Event



Education & Inequality: Kenneth Shores, Postdoctoral Research Fellow, Penn GSE

Workshop
The Geography of Black White Educational Inequality: Linking Disproportionality across Multiple Educational Domains
Sep 29, 2017 at - | 169 McNeil Building

Abstract:
Using district level data that cover 75 percent of the black public school population, we characterize the extent to which black white gaps in achievement, rates of school disciplinary policy, Advanced Placement (AP) course taking and classification into special education and Gifted and Talented courses are linked across school districts in the United States. We show that gaps in each of these domains are large in magnitude and correlated; districts with large gaps in one area are likely to have large gaps in other areas.
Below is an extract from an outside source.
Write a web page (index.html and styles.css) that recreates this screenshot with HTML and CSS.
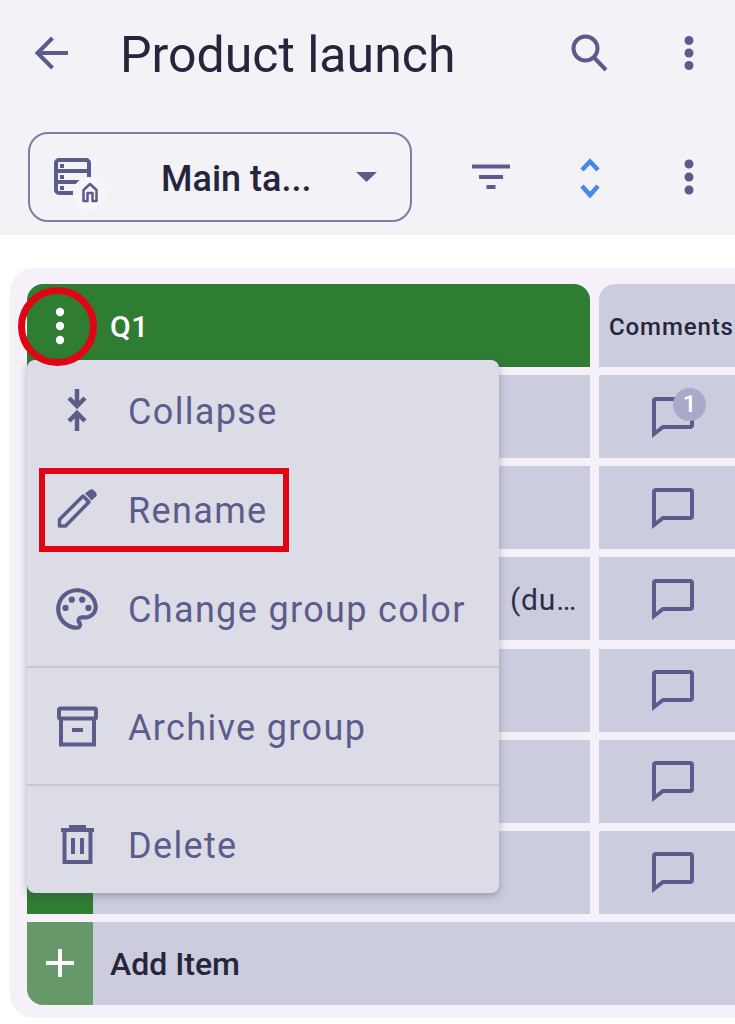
FILE: index.html
```html
<!DOCTYPE html>
<html lang="en">
<head>
<meta charset="utf-8">
<title>Product launch</title>
<link rel="stylesheet" href="styles.css">
</head>
<body>
<div class="app">
  <header class="topbar">
    <div class="title-row">
      <button class="icon-slot">
        <svg class="ico" viewBox="0 0 50 50"><path class="st" d="M41 25H11M25.500 10 10.500 25 25.500 40"/></svg>
      </button>
      <h1 class="title">Product launch</h1>
      <div class="actions">
        <button class="icon-slot">
          <svg class="ico" viewBox="0 0 50 50"><circle class="st" cx="21.500" cy="20.500" r="12"/><path class="st" d="M30 29.500 42 42"/></svg>
        </button>
        <button class="icon-slot">
          <svg class="ico" viewBox="0 0 50 50"><circle class="fl" cx="25" cy="12.500" r="4.500"/><circle class="fl" cx="25" cy="25" r="4.500"/><circle class="fl" cx="25" cy="37.500" r="4.500"/></svg>
        </button>
      </div>
    </div>
    <div class="tool-row">
      <div class="selector">
        <svg class="table-ico" viewBox="0 0 56 56">
          <rect class="st" x="4" y="11" width="33" height="33" rx="3"/>
          <path class="st" d="M4 22H37M4 33H37"/>
          <rect class="fl" x="8" y="15" width="4" height="4"/><rect class="fl" x="8" y="26" width="4" height="4"/><rect class="fl" x="8" y="37" width="4" height="4"/>
          <circle class="badge-bg" cx="37" cy="44" r="16"/>
          <path class="st-thin" d="M31.500 52V41L38 35 44.500 41V52H40.500V44H35.500V52Z"/>
        </svg>
        <span class="selector-label">Main ta...</span>
        <svg class="caret" viewBox="0 0 21 10"><path class="fl" d="M0 0H21L10.500 10Z"/></svg>
      </div>
      <div class="actions tools">
        <button class="icon-slot">
          <svg class="ico" viewBox="0 0 50 50"><path class="st" d="M6 14.500H44M13 25H37M20.500 35H29.500"/></svg>
        </button>
        <button class="icon-slot">
          <svg class="ico" viewBox="0 0 50 50"><path class="st-blue" d="M17 18 25 9.500 33 18M17 34 25 43 33 34"/></svg>
        </button>
        <button class="icon-slot">
          <svg class="ico" viewBox="0 0 50 50"><circle class="fl" cx="25" cy="12" r="4.500"/><circle class="fl" cx="25" cy="25" r="4.500"/><circle class="fl" cx="25" cy="38" r="4.500"/></svg>
        </button>
      </div>
    </div>
  </header>

  <main class="card">
    <div class="board">
      <div class="row">
        <div class="group-head"><svg class="head-dots" viewBox="0 0 12 40"><circle cx="6" cy="6" r="4.200"/><circle cx="6" cy="20" r="4.200"/><circle cx="6" cy="34" r="4.200"/></svg></div>
        <div class="group-head head-name">Q1</div>
        <div class="col-head">Comments</div>
      </div>
      <div class="row">
        <div class="stripe"></div><div class="name"></div>
        <div class="comment"><span class="bubble-wrap"><svg class="bubble" viewBox="0 0 42 42"><path class="st" d="M2 37V4Q2 2 4 2H38Q40 2 40 4V28Q40 30 38 30H11Z"/></svg><span class="count">1</span></span></div>
      </div>
      <div class="row">
        <div class="stripe"></div><div class="name"></div>
        <div class="comment"><span class="bubble-wrap"><svg class="bubble" viewBox="0 0 42 42"><path class="st" d="M2 37V4Q2 2 4 2H38Q40 2 40 4V28Q40 30 38 30H11Z"/></svg></span></div>
      </div>
      <div class="row">
        <div class="stripe"></div><div class="name name-text">(du…</div>
        <div class="comment"><span class="bubble-wrap"><svg class="bubble" viewBox="0 0 42 42"><path class="st" d="M2 37V4Q2 2 4 2H38Q40 2 40 4V28Q40 30 38 30H11Z"/></svg></span></div>
      </div>
      <div class="row">
        <div class="stripe"></div><div class="name"></div>
        <div class="comment"><span class="bubble-wrap"><svg class="bubble" viewBox="0 0 42 42"><path class="st" d="M2 37V4Q2 2 4 2H38Q40 2 40 4V28Q40 30 38 30H11Z"/></svg></span></div>
      </div>
      <div class="row">
        <div class="stripe"></div><div class="name"></div>
        <div class="comment"><span class="bubble-wrap"><svg class="bubble" viewBox="0 0 42 42"><path class="st" d="M2 37V4Q2 2 4 2H38Q40 2 40 4V28Q40 30 38 30H11Z"/></svg></span></div>
      </div>
      <div class="row">
        <div class="stripe"></div><div class="name"></div>
        <div class="comment"><span class="bubble-wrap"><svg class="bubble" viewBox="0 0 42 42"><path class="st" d="M2 37V4Q2 2 4 2H38Q40 2 40 4V28Q40 30 38 30H11Z"/></svg></span></div>
      </div>
      <div class="row add-row">
        <div class="add-btn"><svg class="plus" viewBox="0 0 30 30"><path d="M15 1V29M1 15H29"/></svg></div>
        <div class="add-label">Add Item</div>
      </div>

      <div class="menu">
        <div class="menu-item">
          <svg class="ico" viewBox="0 0 50 50"><path class="st-bold" d="M25 3V19M17 12 25 20 33 12M25 45V28M17 35 25 27 33 35"/></svg>
          <span>Collapse</span>
        </div>
        <div class="menu-item">
          <svg class="ico" viewBox="0 0 50 50"><path class="st-pen" d="M7.500 41V34.500L31 11 37 17 13.500 41Z"/><path class="fl" d="M33 8.500 37.500 5Q39.500 3.500 41.500 5L44 7.500Q45.500 9.500 44 11.500L39.500 15.500Z"/></svg>
          <span>Rename</span>
        </div>
        <div class="menu-item">
          <svg class="ico" viewBox="0 0 24 24"><path class="fl" d="M12 22C6.490 22 2 17.510 2 12S6.490 2 12 2s10 4.040 10 9c0 3.310-2.690 6-6 6h-1.770c-.28 0-.5.22-.5.5 0 .12.05.23.13.33.41.47.64 1.060.64 1.670A2.500 2.500 0 0112 22zm0-18c-4.410 0-8 3.590-8 8s3.590 8 8 8c.28 0 .5-.22.5-.5a.54.54 0 00-.14-.35c-.41-.46-.63-1.050-.63-1.650a2.500 2.500 0 012.500-2.500H16c2.210 0 4-1.790 4-4 0-3.860-3.590-7-8-7z"/><circle class="fl" cx="6.500" cy="11.500" r="1.500"/><circle class="fl" cx="9.500" cy="7.500" r="1.500"/><circle class="fl" cx="14.500" cy="7.500" r="1.500"/><circle class="fl" cx="17.500" cy="11.500" r="1.500"/></svg>
          <span>Change group color</span>
        </div>
        <hr class="menu-sep">
        <div class="menu-item">
          <svg class="ico" viewBox="0 0 50 50"><rect class="st" x="7" y="6.500" width="37" height="10" rx="1.500"/><path class="st" d="M9 17V42.500H42V17M20 28H31"/></svg>
          <span>Archive group</span>
        </div>
        <hr class="menu-sep">
        <div class="menu-item">
          <svg class="ico" viewBox="0 0 50 50"><path class="st" d="M9 10H42M19 9V7H32V9M12.500 11V42H38.500V11M21 18V34M30 18V34"/></svg>
          <span>Delete</span>
        </div>
      </div>

      <div class="mark-circle"></div>
      <div class="mark-rect"></div>
    </div>
  </main>
</div>
</body>
</html>
```

FILE: styles.css
```css
* { box-sizing: border-box; }
html, body { margin: 0; padding: 0; background: #fff; }
body { font-family: Roboto, "Liberation Sans", sans-serif; }
.app { width: 735px; height: 1024px; overflow: hidden; }

.st { fill: none; stroke: #5c5c8c; stroke-width: 4; }
.st-bold { fill: none; stroke: #5c5c8c; stroke-width: 4.500; }
.st-pen { fill: none; stroke: #5c5c8c; stroke-width: 3.500; stroke-linejoin: round; }
.st-thin { fill: none; stroke: #5c5c8c; stroke-width: 2.500; stroke-linejoin: round; }
.st-blue { fill: none; stroke: #4a86e8; stroke-width: 4.500; }
.fl { fill: #5c5c8c; }
.badge-bg { fill: #f7f7fb; }

.topbar { height: 235px; background: #f2f2f7; }
.title-row { height: 106px; display: flex; align-items: center; padding: 0 21px 0 27px; }
.icon-slot { width: 50px; height: 50px; padding: 0; border: 0; background: none; display: block; flex: none; }
.ico { width: 50px; height: 50px; display: block; flex: none; }
.title { margin: 4px 0 0 43px; font-size: 50px; font-weight: 400; color: #25253c; line-height: 56px; }
.actions { margin-left: auto; display: flex; gap: 50px; }
.actions.tools { gap: 49px; }

.tool-row { margin-top: 26px; padding: 0 21px 0 28px; display: flex; align-items: center; }
.selector { width: 384px; height: 90px; flex: none; border: 2px solid #7d7da8; border-radius: 20px; display: flex; align-items: center; padding: 0 33px 0 22px; }
.table-ico { width: 56px; height: 56px; flex: none; overflow: visible; }
.selector-label { margin: 3px 0 0 53px; font-size: 36px; font-weight: 500; color: #25253c; white-space: nowrap; }
.caret { width: 21px; height: 10px; margin-left: auto; }

.card { margin: 33px 0 0 10px; height: 750px; background: #f6f1f8; border-radius: 24px 0 0 24px; padding: 16px 0 0 17px; }
.board { position: relative; display: flex; flex-direction: column; gap: 8.150px; }
.row { display: flex; height: 83px; flex: none; }
.group-head { width: 66px; flex: none; background: #2e7d32; border-radius: 16px 0 0 0; display: flex; align-items: center; justify-content: center; }
.group-head.head-name { width: 497px; border-radius: 0 16px 0 0; justify-content: flex-start; padding: 2px 0 0 17px; color: #fff; font-size: 30px; font-weight: 500; letter-spacing: .5px; }
.head-dots { width: 12px; height: 40px; fill: #fff; }
.col-head { width: 150px; flex: none; margin-left: 9px; background: #ccccdf; border-radius: 16px 0 0 0; display: flex; align-items: center; padding: 3px 0 0 10px; font-size: 24px; font-weight: 500; color: #25253c; letter-spacing: .9px; white-space: nowrap; overflow: hidden; }
.stripe { width: 66px; flex: none; background: #2e7d32; }
.name { width: 497px; flex: none; background: #ccccdf; }
.name-text { display: flex; align-items: center; justify-content: flex-end; padding: 2px 13px 0 0; font-size: 30px; color: #2e2e48; letter-spacing: .8px; }
.comment { width: 150px; flex: none; margin-left: 9px; background: #ccccdf; padding: 21.500px 0 0 53px; }
.bubble-wrap { position: relative; display: block; width: 42px; height: 42px; }
.bubble { width: 42px; height: 42px; display: block; }
.count { position: absolute; left: 21px; top: -9px; width: 33px; height: 33px; border-radius: 50%; background: #a9a9c9; color: #fff; font-size: 24px; font-weight: 500; display: flex; align-items: center; justify-content: center; }

.add-btn { width: 66px; flex: none; background: #66986a; border-radius: 0 0 0 16px; display: flex; align-items: center; justify-content: center; }
.plus { width: 30px; height: 30px; fill: none; stroke: #fff; stroke-width: 4; }
.add-label { width: 660px; flex: none; background: #ccccdf; display: flex; align-items: center; padding: 2px 0 0 17px; font-size: 32px; font-weight: 500; color: #25253c; }

.menu { position: absolute; left: 0; top: 76px; width: 472px; height: 533px; overflow: hidden; background: #dcdce6; border-radius: 8px; box-shadow: 0 3px 8px rgba(60, 60, 90, .35); padding-top: 1px; }
.menu-item { height: 99px; display: flex; align-items: center; gap: 26px; padding-left: 25px; font-size: 36px; color: #5c5c8c; letter-spacing: 1.35px; white-space: nowrap; }
.menu-item span { padding-top: 2px; }
.menu-sep { height: 2px; margin: 8px 0 9px; border: 0; background: #c6c6d4; }

.mark-circle { position: absolute; left: -9px; top: 3px; width: 79px; height: 79px; border: 7px solid #e00512; border-radius: 50%; }
.mark-rect { position: absolute; left: 12px; top: 184px; width: 250px; height: 84px; border: 6px solid #e00512; }
```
Socioeconomic inequality and segregation are strikingly consistent predictors of achievement, discipline, AP course taking and classification gaps. While socioeconomic and segregation variables consistently predict achievement and non-achievement gaps, there is much more unexplained variance for non-achievement outcomes; depending on the outcome, socioeconomic and segregation variables explain  between 1.5 to 3 times as much of the variation in achievement gaps as they do for the other educational outcomes. These findings reveal that underlying and systemic patterns of inequality drive inequalities across multiple educational outcomes; however, unobserved discretionary policies at the district and school levels are more influential for gaps in non-achievement outcomes.